"Detective Mike McCaffrey laughs when I ask if they busted the door down. Maybe I've seen too many movies. Normally, he says, they would. But in this instance, it's not the ticket scam perpetrator's residence. It's his mother's. So, in this high-rise apartment building on 96th Street in Manhattan, he simply knocks. The mother answers, kindly, oblivious to why the NYPD is at her door on this Tuesday morning."
"Inside, tucked in a small living room nook, is the man they've come for-the son, 28-year-old Nikhil Mahtani-surrounded by cellphones and laptops, tangled in charging cables. Months earlier, the NFL had tipped off law enforcement about Craigslist ads selling tickets that buyers never received. McCaffrey, who works with the NYPD's Financial Crimes Task Force, traced the ads back to Mahtani through IP addresses, phone numbers, email accounts-a digital trail leading straight to his mother's apartment."

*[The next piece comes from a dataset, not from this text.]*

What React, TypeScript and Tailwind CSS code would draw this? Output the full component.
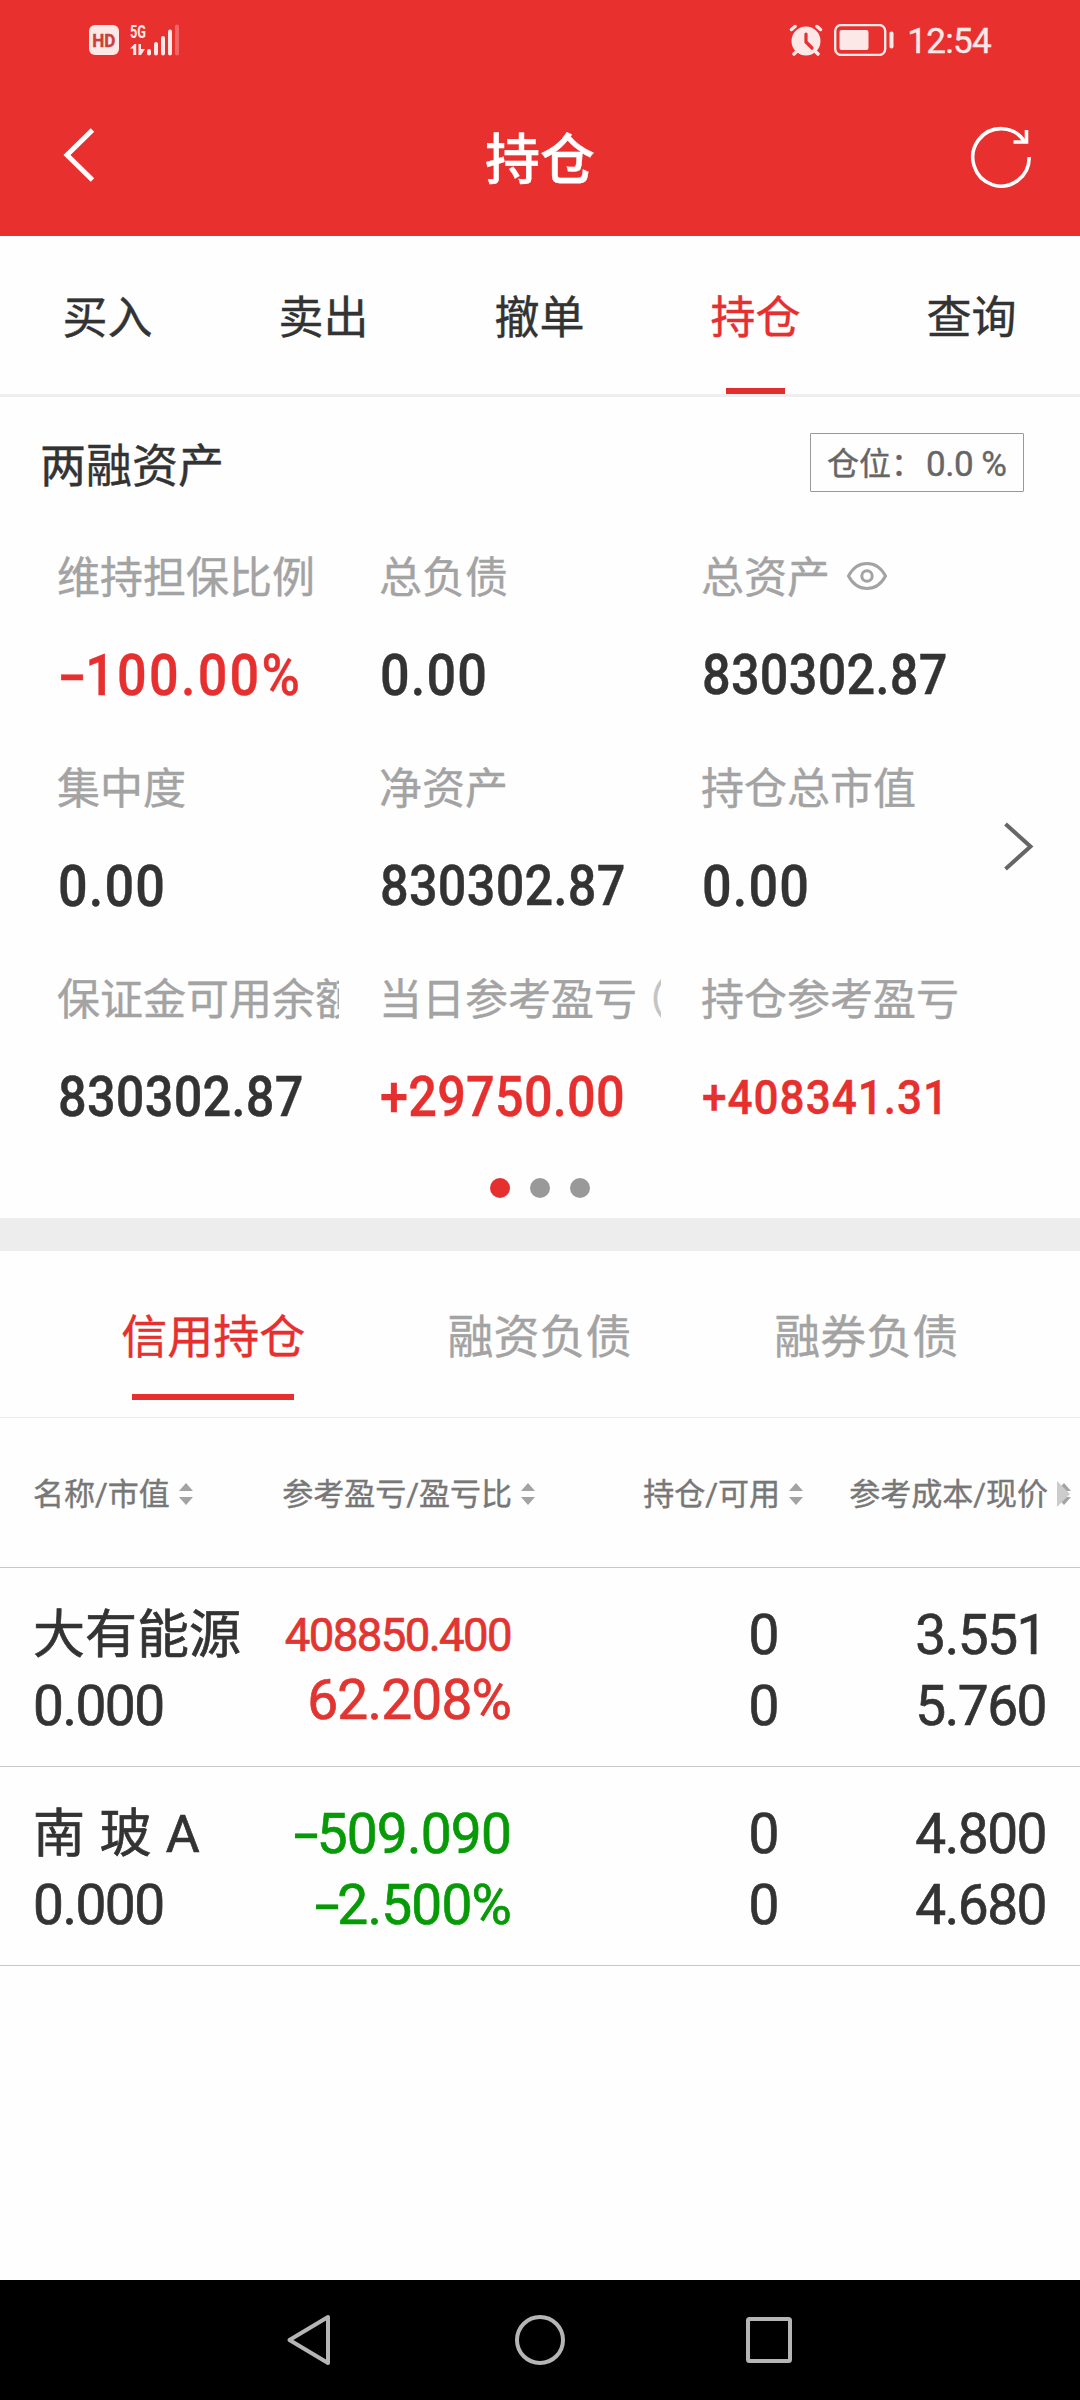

Detective Mike McCaffrey and the NYPD traced Craigslist ticket-sale ads to 28-year-old Nikhil Mahtani at his mother's Manhattan apartment using IP addresses, phone numbers, and email accounts. From January 2019 to December 2022 Mahtani ran over 1,000 ads selling nonexistent tickets to NFL games, NBA championships, and concerts, defrauding more than 100 buyers across the United States. Seized devices contained screenshots of past ads, bank records showing $120,000 of ticket-buyer funds moved through Venmo and Zelle, and direct messages with victims, including a selfie and a photo of his driver's license sent as proof.